Comme Fernand Pouillon avant eux, Heidi Leigh et Nicholas Leone ont été envoûtés par la forteresse perchée au-dessus de l’Aveyron. Et comme aux temps de l’architecte, le couple de galeristes new-yorkais permet au château d’exercer sa magie sur la saison estivale de Belcastel.
Lorsqu’il découvrit la ruine en 1973, Fernand Pouillon sut instantanément que ce château allait devenir sa dernière résidence. Le monument devint immédiatement la seule obsession de l’architecte, qui consacra les treize dernières années de sa vie à sa restauration, jusqu’à sa mort en 1986. Premier enchantement. Dans sa lente résurrection, le château entraîna aussi la transfiguration de tout le village de Belcastel, devenu aujourd’hui l’un des incontestables Plus beaux villages de France. Deuxième enchantement.

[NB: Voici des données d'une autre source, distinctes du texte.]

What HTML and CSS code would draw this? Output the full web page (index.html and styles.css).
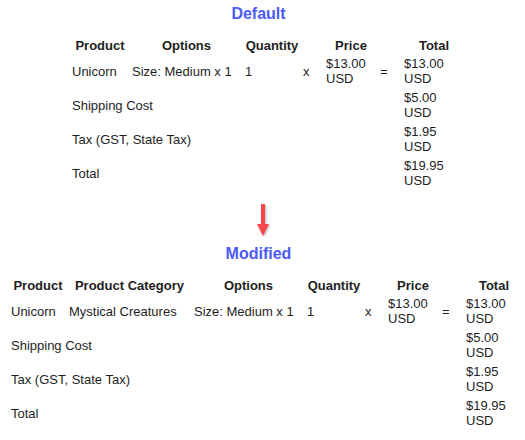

La magie opéra avec la même brutalité sur Nicholas Leone, en 2005, lorsqu’il découvrit des vues extérieures du monument sur internet. Le collectionneur d’art et galeriste de Soho, à New-York, rêvait d’avoir un château. C’est à la vue de clichés des aménagements intérieurs, et en particulier d’une exposition de photographies installée dans l’ancienne prison de la forteresse, que surgit l’évidence : ce château était fait pour lui. « Ce n’est pas nous qui avons trouvé le château, c’est le château qui nous a trouvés », assure Nicholas Leone. « Cela n’avait pas de sens, mais nous l’avons acheté immédiatement, en quelques jours », confirme Heidi Leigh. Nicholas rigole : « Ce château rend fous les gens qui s’en approchent. » Troisième enchantement.
L’art et la foule
Collectionneurs et propriétaires de galeries à New-York, Las Vegas et New Orleans, Heidi et Nicholas ont naturellement ouvert le château au public en même temps qu’il y ont fait entrer l’art. Coïncidence ou nouvel enchantement ? Les galeristes travaillent essentiellement avec des artistes inspirés par le fantastique, la fantasmagorie : Joe Sorren, Tim Burton, Kirk Reinert, Nicoletta Ceccoli… Les deux artistes présents cette année au château de Belcastel confirment cette atmosphère fantastique : les peintures d’Anne Bachelier et les sculptures de Pierre Matter.
Heidi Leigh et Nicholas Leone souhaitaient faire du château un lieu vivant, plein d’énergie. « Tous les ans, au mois de mars, c’est comme si nous venions réveiller le château… Allez, debout ! Assez dormi ! » Avec ses visites ouvertes au public de mars à novembre, avec son impressionnante collection d’armures originales, avec ses expositions d’art renouvelées chaque année et avec son concert décentralisé des Rencontres Musicales de Figeac, le château a donné une nouvelle dimension à la saison estivale de Belcastel. Avec 21 000 visiteurs par saison, c’est désormais l’un des monuments les plus fréquentés parmi les sites touristiques de l’Aveyron. Quatrième enchantement.
Outre la fréquentation estivale qu’il génère, le château de Belcastel est aussi un vecteur d’échanges culturels. « C’est pour nous une nouvelle entrée en Europe, explique Heidi Leigh. Cela permet de donner plus de visibilité à nos artistes et, en contrepartie, nous pouvons soutenir aux Etats-Unis des artistes européens. » Même si la majorité des collectionneurs d’art sont aux Etats-Unis, et en particulier à New-York, Belcastel, à sa très modeste mesure, devient petit à petit une place active du marché de l’art. Ce week-end, à l’occasion du vernissage des expositions d’Anne Bachelier et de Pierre Matter, quelques collectionneurs et acheteurs vont faire le déplacement en Aveyron. Encore l’un des enchantements du château de Belcastel. Probablement pas le dernier.